Leading the field now, Donoghue used all his racing skills to keep Humorist from running himself out in the stretch, which at Epsom turns into an uphill ordeal for the last 300 yards. Humorist came into the stretch two lengths in front. Now came the last and greatest challenge. Moving up fast on the outside, driving past fading horses, came late-running Craig an Eran, with Jockey Brennan whipping hard. Eran had beaten Humorist in the Two Thousand Guineas. Now, on the longer course, Brennan was confident that his powerful stretch runner could win again. Eran drew even with Humorist's saddle girth, gradually moved up until both colts were eye to eye. Then, as they approached the finish, Humorist inched ahead and won by a neck.

After that great victory in the Derby, Humorist was allowed to rest two weeks at his home barn at Wantage.

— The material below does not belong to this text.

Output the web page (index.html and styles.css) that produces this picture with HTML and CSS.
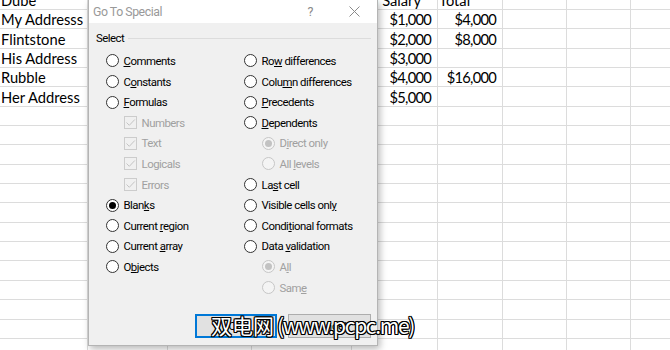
FILE: index.html
```html
<!DOCTYPE html>
<html>
<head>
<meta charset="utf-8">
<link rel="stylesheet" href="styles.css">
</head>
<body>
<div class="sheet">
  <div class="row"><i class="c">Dube</i><i class="c"></i><i class="c"></i><i class="c"></i><i class="c hdr">Annual Salary</i><i class="c">Total</i><i class="c"></i><i class="c"></i><i class="c"></i></div>
  <div class="row"><i class="c">My Addresss</i><i class="c"></i><i class="c"></i><i class="c"></i><i class="c r">$1,000</i><i class="c r">$4,000</i><i class="c"></i><i class="c"></i><i class="c"></i></div>
  <div class="row"><i class="c">Flintstone</i><i class="c"></i><i class="c"></i><i class="c"></i><i class="c r">$2,000</i><i class="c r">$8,000</i><i class="c"></i><i class="c"></i><i class="c"></i></div>
  <div class="row"><i class="c">His Address</i><i class="c"></i><i class="c"></i><i class="c"></i><i class="c r">$3,000</i><i class="c r"></i><i class="c"></i><i class="c"></i><i class="c"></i></div>
  <div class="row"><i class="c">Rubble</i><i class="c"></i><i class="c"></i><i class="c"></i><i class="c r">$4,000</i><i class="c r">$16,000</i><i class="c"></i><i class="c"></i><i class="c"></i></div>
  <div class="row"><i class="c">Her Address</i><i class="c"></i><i class="c"></i><i class="c"></i><i class="c r">$5,000</i><i class="c r"></i><i class="c"></i><i class="c"></i><i class="c"></i></div>
  <div class="row"><i class="c"></i><i class="c"></i><i class="c"></i><i class="c"></i><i class="c"></i><i class="c"></i><i class="c"></i><i class="c"></i><i class="c"></i></div>
  <div class="row"><i class="c"></i><i class="c"></i><i class="c"></i><i class="c"></i><i class="c"></i><i class="c"></i><i class="c"></i><i class="c"></i><i class="c"></i></div>
  <div class="row"><i class="c"></i><i class="c"></i><i class="c"></i><i class="c"></i><i class="c"></i><i class="c"></i><i class="c"></i><i class="c"></i><i class="c"></i></div>
  <div class="row"><i class="c"></i><i class="c"></i><i class="c"></i><i class="c"></i><i class="c"></i><i class="c"></i><i class="c"></i><i class="c"></i><i class="c"></i></div>
  <div class="row"><i class="c"></i><i class="c"></i><i class="c"></i><i class="c"></i><i class="c"></i><i class="c"></i><i class="c"></i><i class="c"></i><i class="c"></i></div>
  <div class="row"><i class="c"></i><i class="c"></i><i class="c"></i><i class="c"></i><i class="c"></i><i class="c"></i><i class="c"></i><i class="c"></i><i class="c"></i></div>
  <div class="row"><i class="c"></i><i class="c"></i><i class="c"></i><i class="c"></i><i class="c"></i><i class="c"></i><i class="c"></i><i class="c"></i><i class="c"></i></div>
  <div class="row"><i class="c"></i><i class="c"></i><i class="c"></i><i class="c"></i><i class="c"></i><i class="c"></i><i class="c"></i><i class="c"></i><i class="c"></i></div>
  <div class="row"><i class="c"></i><i class="c"></i><i class="c"></i><i class="c"></i><i class="c"></i><i class="c"></i><i class="c"></i><i class="c"></i><i class="c"></i></div>
  <div class="row"><i class="c"></i><i class="c"></i><i class="c"></i><i class="c"></i><i class="c"></i><i class="c"></i><i class="c"></i><i class="c"></i><i class="c"></i></div>
  <div class="row"><i class="c"></i><i class="c"></i><i class="c"></i><i class="c"></i><i class="c"></i><i class="c"></i><i class="c"></i><i class="c"></i><i class="c"></i></div>
  <div class="row"><i class="c"></i><i class="c"></i><i class="c"></i><i class="c"></i><i class="c"></i><i class="c"></i><i class="c"></i><i class="c"></i><i class="c"></i></div>
  <div class="row"><i class="c"></i><i class="c"></i><i class="c"></i><i class="c"></i><i class="c"></i><i class="c"></i><i class="c"></i><i class="c"></i><i class="c"></i></div>
</div>

<div class="dialog">
  <div class="titlebar">
    <span class="title">Go To Special</span>
    <span class="help">?</span>
    <svg class="close" width="11" height="11" viewBox="0 0 11 11"><path d="M0.5 0.5 L10.5 10.5 M10.5 0.5 L0.5 10.5" stroke="#8a8a8a" stroke-width="1" fill="none"/></svg>
  </div>
  <div class="body">
    <div class="group"><span>Select</span><i class="rule"></i></div>
    <div class="cols">
      <div class="col left">
        <div class="item"><i class="radio"></i><span><u>C</u>omments</span></div>
        <div class="item"><i class="radio"></i><span>C<u>o</u>nstants</span></div>
        <div class="item"><i class="radio"></i><span><u>F</u>ormulas</span></div>
        <div class="item sub dis"><i class="check"><svg width="11" height="11" viewBox="0 0 11 11"><path d="M1.5 5.5 L4.3 8.3 L9.8 2.5" stroke="#c4c4c4" stroke-width="1" fill="none"/></svg></i><span>Numbers</span></div>
        <div class="item sub dis"><i class="check"><svg width="11" height="11" viewBox="0 0 11 11"><path d="M1.5 5.5 L4.3 8.3 L9.8 2.5" stroke="#c4c4c4" stroke-width="1" fill="none"/></svg></i><span>Text</span></div>
        <div class="item sub dis"><i class="check"><svg width="11" height="11" viewBox="0 0 11 11"><path d="M1.5 5.5 L4.3 8.3 L9.8 2.5" stroke="#c4c4c4" stroke-width="1" fill="none"/></svg></i><span>Logicals</span></div>
        <div class="item sub dis"><i class="check"><svg width="11" height="11" viewBox="0 0 11 11"><path d="M1.5 5.5 L4.3 8.3 L9.8 2.5" stroke="#c4c4c4" stroke-width="1" fill="none"/></svg></i><span>Errors</span></div>
        <div class="item"><i class="radio on"></i><span>Blan<u>k</u>s</span></div>
        <div class="item"><i class="radio"></i><span>Current <u>r</u>egion</span></div>
        <div class="item"><i class="radio"></i><span>Current <u>a</u>rray</span></div>
        <div class="item"><i class="radio"></i><span>O<u>b</u>jects</span></div>
      </div>
      <div class="col right">
        <div class="item"><i class="radio"></i><span>Ro<u>w</u> differences</span></div>
        <div class="item"><i class="radio"></i><span>Colu<u>m</u>n differences</span></div>
        <div class="item"><i class="radio"></i><span><u>P</u>recedents</span></div>
        <div class="item"><i class="radio"></i><span><u>D</u>ependents</span></div>
        <div class="item sub dis"><i class="radio on"></i><span>D<u>i</u>rect only</span></div>
        <div class="item sub dis"><i class="radio"></i><span>All <u>l</u>evels</span></div>
        <div class="item"><i class="radio"></i><span>La<u>s</u>t cell</span></div>
        <div class="item"><i class="radio"></i><span>Visible cells onl<u>y</u></span></div>
        <div class="item"><i class="radio"></i><span>Condi<u>t</u>ional formats</span></div>
        <div class="item"><i class="radio"></i><span>Data <u>v</u>alidation</span></div>
        <div class="item sub dis"><i class="radio on"></i><span>A<u>l</u>l</span></div>
        <div class="item sub dis"><i class="radio"></i><span>Sam<u>e</u></span></div>
      </div>
    </div>
    <div class="buttons">
      <button class="btn ok">OK</button>
      <button class="btn">Cancel</button>
    </div>
  </div>
</div>

<div class="watermark">双电网<span class="wm-latin">(www.pcpc.me)</span></div>
</body>
</html>
```

FILE: styles.css
```css
html, body {
  margin: 0;
  padding: 0;
}
body {
  width: 670px;
  height: 350px;
  overflow: hidden;
  position: relative;
  background: #ffffff;
  font-family: Lato, "Liberation Sans", sans-serif;
}

/* ---------- spreadsheet ---------- */
.sheet {
  margin-top: -9.35px;
  display: flex;
  flex-direction: column;
}
.row {
  display: grid;
  grid-template-columns: 88px 80px 84px 100px 86px 65px 64px 64px 64px;
  height: 19.35px;
}
.c {
  font-style: normal;
  box-sizing: border-box;
  border-right: 1px solid #dcdcdc;
  border-bottom: 1px solid #dcdcdc;
  font-size: 14.7px;
  line-height: 15px;
  color: #000;
  display: flex;
  align-items: flex-end;
  padding: 0 2px 1px 1px;
  white-space: nowrap;
}
.c.r {
  justify-content: flex-end;
  padding-right: 6px;
  letter-spacing: -0.75px;
}
.c.hdr {
  flex-direction: row-reverse;
  justify-content: flex-start;
  padding-right: 16px;
}

/* ---------- dialog ---------- */
.dialog {
  position: absolute;
  left: 88px;
  top: 0;
  width: 290px;
  height: 346px;
  box-sizing: border-box;
  background: #f0f0f0;
  border: 1px solid #b4b4b4;
  border-top: none;
  box-shadow: 2px 3px 7px rgba(0, 0, 0, 0.28);
  display: flex;
  flex-direction: column;
  font-family: Roboto, "Open Sans", sans-serif;
  font-size: 11.4px;
  letter-spacing: -0.5px;
  color: #000;
}
.titlebar {
  height: 23px;
  flex: none;
  background: #ffffff;
  display: flex;
  align-items: center;
  padding-left: 4px;
  color: #999999;
  font-size: 12.3px;
  letter-spacing: -0.45px;
}
.title {
  flex: 1;
}
.help {
  font-size: 12.5px;
  color: #8a8a8a;
  margin-right: 36px;
}
.close {
  margin-right: 17px;
}
.body {
  flex: 1;
  display: flex;
  flex-direction: column;
  padding: 7px 6px 7px 7px;
}
.group {
  display: flex;
  align-items: center;
  height: 16px;
}
.rule {
  flex: 1;
  height: 1px;
  background: #dcdcdc;
  margin-left: 4px;
}
.cols {
  display: flex;
  margin-top: 4.7px;
  padding-left: 9.5px;
}
.col.left {
  width: 138px;
}
.item {
  height: 20.6px;
  display: flex;
  align-items: center;
  gap: 5px;
  white-space: nowrap;
}
.item u {
  text-decoration-thickness: 1px;
  text-underline-offset: 1px;
}
.item.sub {
  margin-left: 18px;
}
.item.dis {
  color: #a0a0a0;
}
.radio {
  width: 13px;
  height: 13px;
  flex: none;
  box-sizing: border-box;
  border-radius: 50%;
  border: 1px solid #333333;
  background: #ffffff;
  display: flex;
  align-items: center;
  justify-content: center;
}
.radio.on::after {
  content: "";
  width: 7px;
  height: 7px;
  border-radius: 50%;
  background: #000;
}
.dis .radio {
  border-color: #c6c6c6;
  background: #f4f4f4;
}
.dis .radio.on::after {
  background: #c2c2c2;
}
.check {
  width: 13px;
  height: 13px;
  flex: none;
  box-sizing: border-box;
  border: 1px solid #cccccc;
  background: #f0f0f0;
  display: flex;
}
.buttons {
  margin-top: auto;
  display: flex;
  justify-content: flex-end;
  gap: 11px;
}
.btn {
  width: 83px;
  height: 24px;
  box-sizing: border-box;
  border: 1px solid #adadad;
  background: #e1e1e1;
  font-family: Roboto, "Open Sans", sans-serif;
  font-size: 11.4px;
  color: #000;
  padding: 0;
}
.btn.ok {
  width: 82px;
  border-color: #0078d7;
  box-shadow: inset 0 0 0 1px #0078d7;
}

/* ---------- watermark ---------- */
.watermark {
  position: absolute;
  left: 211px;
  top: 311px;
  font-family: "Noto Sans CJK SC", sans-serif;
  font-size: 21px;
  line-height: 28px;
  color: #ffffff;
  white-space: nowrap;
  text-shadow: 1px 0 0 #000, -1px 0 0 #000, 0 1px 0 #000, 0 -1px 0 #000, 1px 1px 0 #000, -1px -1px 0 #000, 1px -1px 0 #000, -1px 1px 0 #000;
}
.wm-latin {
  letter-spacing: -1.3px;
  margin-left: 3px;
}
```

Entered in a minor race at Ascot, the colt was scratched on the morning of the race, when Morton discovered flecks of blood inside Humorist's nostril after an easy work.

Morton immediately sent the Derby winner home. The colt appeared perfectly well upon arrival, but the stable vet was called in to examine him as a routine precaution. As before the Derby, the vet found nothing wrong.

Several days later Jack Joel engaged A. J. Munnings, the noted painter of thoroughbreds, to do Humorist's portrait for the famed Gallery of Derby Winners at the Newmarket Jockey Clubhouse. Munnings worked on the portrait all one morning before going to lunch. Returning, the artist found Humorist lying dead in his stall. Blood from the colt's mouth and nostrils stained the straw bedding around him.

Two veterinary surgeons performed an autopsy upon Humorist's body. The operation disclosed that the massive hemorrhage which killed the colt had resulted from advanced and long-standing tuberculosis. The tissue of one lung was completely degenerated and that of the other had been severely affected by the disease. Shocked at the news of Humorist's death, Donoghue paid him a horseman's tribute. "He gave me everything he had when it must have been agony for him," said the jockey. "No horse ever showed greater courage."

After Humorist's death, the racing fans who had branded the horse a quitter were—as turf writer Joe H. Palmer later sardonically noted—"somewhat abashed, a few of them for as long as 10 minutes."